● **TASK**
Pictures are to be left out. Copy exactly the lines from the one containing "What React and" to the one containing "List of Tasks</h1>", both ends kept.

● **DATA FOR THE TASK**
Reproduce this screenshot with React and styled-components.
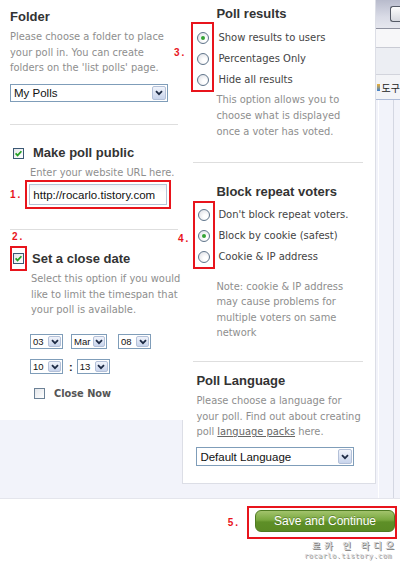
--
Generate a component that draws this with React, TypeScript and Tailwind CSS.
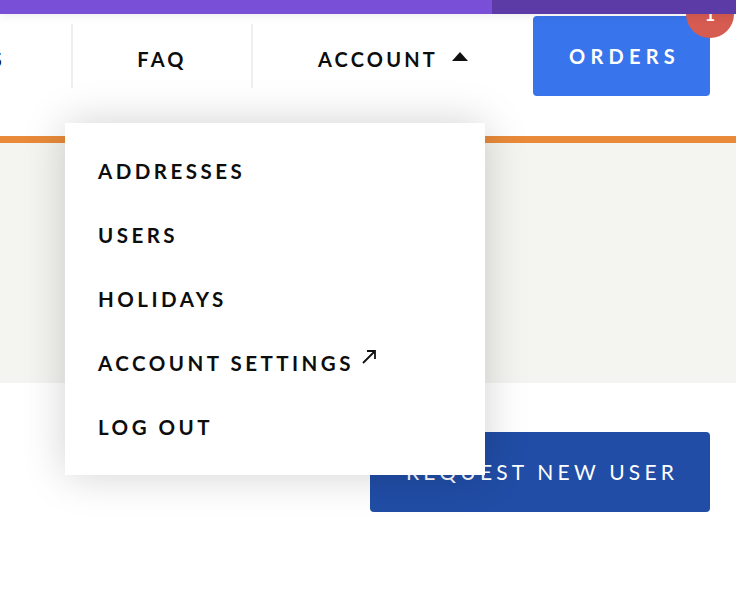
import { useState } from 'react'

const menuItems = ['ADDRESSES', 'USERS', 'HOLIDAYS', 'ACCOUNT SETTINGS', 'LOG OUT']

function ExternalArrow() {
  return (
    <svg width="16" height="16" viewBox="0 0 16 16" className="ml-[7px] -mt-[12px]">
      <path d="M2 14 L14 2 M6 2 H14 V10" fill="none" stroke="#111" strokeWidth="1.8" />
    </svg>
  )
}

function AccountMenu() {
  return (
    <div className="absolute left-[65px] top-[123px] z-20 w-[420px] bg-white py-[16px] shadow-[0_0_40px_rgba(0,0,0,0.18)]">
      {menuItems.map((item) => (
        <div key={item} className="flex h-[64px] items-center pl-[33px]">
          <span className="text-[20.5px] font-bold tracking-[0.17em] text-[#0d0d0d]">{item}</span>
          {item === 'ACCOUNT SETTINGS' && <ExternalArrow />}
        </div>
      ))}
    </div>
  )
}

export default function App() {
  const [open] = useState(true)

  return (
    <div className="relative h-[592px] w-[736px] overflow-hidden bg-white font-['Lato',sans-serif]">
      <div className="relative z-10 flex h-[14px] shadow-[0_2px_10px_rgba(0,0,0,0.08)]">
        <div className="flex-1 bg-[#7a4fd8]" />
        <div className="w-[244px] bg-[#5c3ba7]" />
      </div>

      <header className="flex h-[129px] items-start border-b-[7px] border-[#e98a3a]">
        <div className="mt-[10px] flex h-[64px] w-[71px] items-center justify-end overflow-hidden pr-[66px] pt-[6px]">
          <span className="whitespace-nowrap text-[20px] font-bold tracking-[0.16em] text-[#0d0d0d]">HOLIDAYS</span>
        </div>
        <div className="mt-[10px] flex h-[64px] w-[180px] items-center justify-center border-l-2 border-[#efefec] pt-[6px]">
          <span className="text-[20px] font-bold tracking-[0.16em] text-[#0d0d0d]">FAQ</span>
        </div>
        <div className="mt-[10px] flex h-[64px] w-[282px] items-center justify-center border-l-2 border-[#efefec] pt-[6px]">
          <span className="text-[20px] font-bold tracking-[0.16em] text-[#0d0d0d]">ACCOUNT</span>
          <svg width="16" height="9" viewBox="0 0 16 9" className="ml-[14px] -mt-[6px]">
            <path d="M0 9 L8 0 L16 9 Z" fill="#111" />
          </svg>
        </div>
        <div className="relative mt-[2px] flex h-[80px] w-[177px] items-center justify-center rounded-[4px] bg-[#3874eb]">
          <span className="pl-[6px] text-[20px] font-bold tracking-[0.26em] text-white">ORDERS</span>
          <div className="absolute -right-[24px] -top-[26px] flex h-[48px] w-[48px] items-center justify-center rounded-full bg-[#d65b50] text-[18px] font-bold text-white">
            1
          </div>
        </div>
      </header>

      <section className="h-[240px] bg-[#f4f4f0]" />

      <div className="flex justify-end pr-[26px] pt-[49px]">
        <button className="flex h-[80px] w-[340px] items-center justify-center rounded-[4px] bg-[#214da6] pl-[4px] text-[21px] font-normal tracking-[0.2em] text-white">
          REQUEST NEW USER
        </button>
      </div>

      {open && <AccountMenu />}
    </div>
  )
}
...
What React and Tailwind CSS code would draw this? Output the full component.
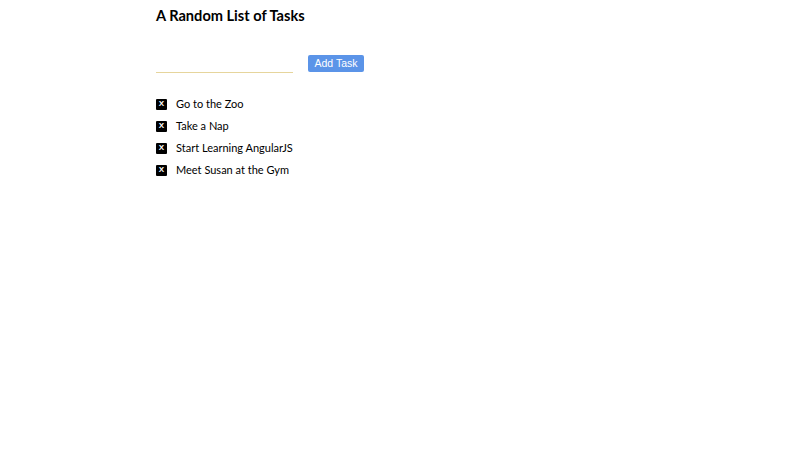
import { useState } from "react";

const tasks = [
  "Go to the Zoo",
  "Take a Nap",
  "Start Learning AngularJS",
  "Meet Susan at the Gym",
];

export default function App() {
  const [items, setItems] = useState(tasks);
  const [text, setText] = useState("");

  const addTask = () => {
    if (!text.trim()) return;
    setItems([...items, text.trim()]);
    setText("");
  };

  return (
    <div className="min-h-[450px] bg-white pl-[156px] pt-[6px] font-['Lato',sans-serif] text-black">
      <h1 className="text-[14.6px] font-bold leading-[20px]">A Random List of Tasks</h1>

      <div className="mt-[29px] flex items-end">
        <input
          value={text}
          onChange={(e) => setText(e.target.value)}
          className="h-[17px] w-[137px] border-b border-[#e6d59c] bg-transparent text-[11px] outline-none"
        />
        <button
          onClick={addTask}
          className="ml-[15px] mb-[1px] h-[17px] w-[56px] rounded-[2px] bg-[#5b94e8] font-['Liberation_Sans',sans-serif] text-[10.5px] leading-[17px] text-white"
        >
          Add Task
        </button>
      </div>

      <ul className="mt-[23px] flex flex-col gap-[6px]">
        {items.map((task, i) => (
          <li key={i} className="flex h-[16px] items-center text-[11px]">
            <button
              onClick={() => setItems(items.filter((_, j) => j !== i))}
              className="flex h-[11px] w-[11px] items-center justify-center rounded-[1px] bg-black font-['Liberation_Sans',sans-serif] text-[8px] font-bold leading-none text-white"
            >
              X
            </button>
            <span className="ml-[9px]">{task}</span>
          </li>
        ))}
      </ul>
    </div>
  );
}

● **RESULT OF THIS EXERCISE**
What React and Tailwind CSS code would draw this? Output the full component.
import { useState } from "react";

const tasks = [
  "Go to the Zoo",
  "Take a Nap",
  "Start Learning AngularJS",
  "Meet Susan at the Gym",
];

export default function App() {
  const [items, setItems] = useState(tasks);
  const [text, setText] = useState("");

  const addTask = () => {
    if (!text.trim()) return;
    setItems([...items, text.trim()]);
    setText("");
  };

  return (
    <div className="min-h-[450px] bg-white pl-[156px] pt-[6px] font-['Lato',sans-serif] text-black">
      <h1 className="text-[14.6px] font-bold leading-[20px]">A Random List of Tasks</h1>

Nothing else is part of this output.